The first thing I got was this error message:
Failed to Connect
The connection was refused when attempting to contact :8333.
Though the site seems valid, the browser was unable to establish a connection.
* Could the site be temporarily unavailable? Try again later.
* Are you unable to browse other sites? Check the computer's network connection.
* Is your computer or network protected by a firewall or proxy? Incorrect settings
can interfere with Web browsing.

When I had a look at the services I noticed that the VMWare Host Agent service was down.
I tried to start it but no luck. It stayed down. In the Windows System Event log mentioned
"The VMware Host Agent service terminated with service-specific error 4294967295 (0xFFFFFFFF)." I googled it and found in the VM communities that my datastores.xml file was corrupted.

The way to repair this is to go to "C:\Documents and Settings\All Users\Application Data\VMware\VMware Server\hostd" and rename the old datastores.xml and make a copy of the datastores.xml.default and rename that copy to datastores.xml. I started the service and the service started without any problem.

But I was still not at the end of the tunnel. The error message in my browser was still the same. Next thing I tried was to change the computername by localhost. I got a message to tell me the SSL certificate was not installed. So I installed it and it loaded the login interface :).

The situation is now that I can open it through localhost but not via computername nor through the IP-address. Interestingly enough I tried the loopback IP address 127.0.0.1 and got the message again that the certificate was not installed. I added my hostname to the hosts file with no success. So I wonder how the name resolution is done, I thought the first place where Windows looks to resolve a name is in the hosts file. I talked to a VMWare specialist at my job and although he is only familiar with ESX he thinks that I should look at the implementation of the tomcat. If anybody has a clue about this, please contact me.

On my linux box at home I run the same VMWare server and there I did not have the same problem since I made the shortcut in my browser myself and pointed it to localhost :). I guess there are just some bugs in it.

Tuesday, May 5, 2009

Quick format or regular format?

Yesterday I worked side by side with a collegue specialized in storage (SAN) and when he presented the disks to the Windows Operating System I mounted the drives and told Windows to start formating.

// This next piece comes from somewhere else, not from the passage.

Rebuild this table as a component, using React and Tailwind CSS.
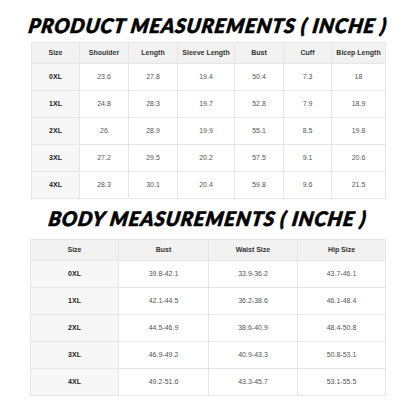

After a while my collegue asked me how far the formatting was and when I said X %, he told me I should have taken quick format to go quicker. Always willing to learn something I asked him what the actual difference is. The guy said that when you do a quick format, you actually don't do a format but the formatting will be done when you need the space. Quick format only defines the beginning and the end of the partition. Whereas the full format does a real format and goes through every sector on the partition. By doing this you will gain I/O performance my storage specialist said. This is interesting since one of the classic bottlenecks is the disk I/O.

So, OK it takes time to format 300GB but if I gain some I/O performance and in the best of cases I can do it at night while sleeping it is worth I think considering it.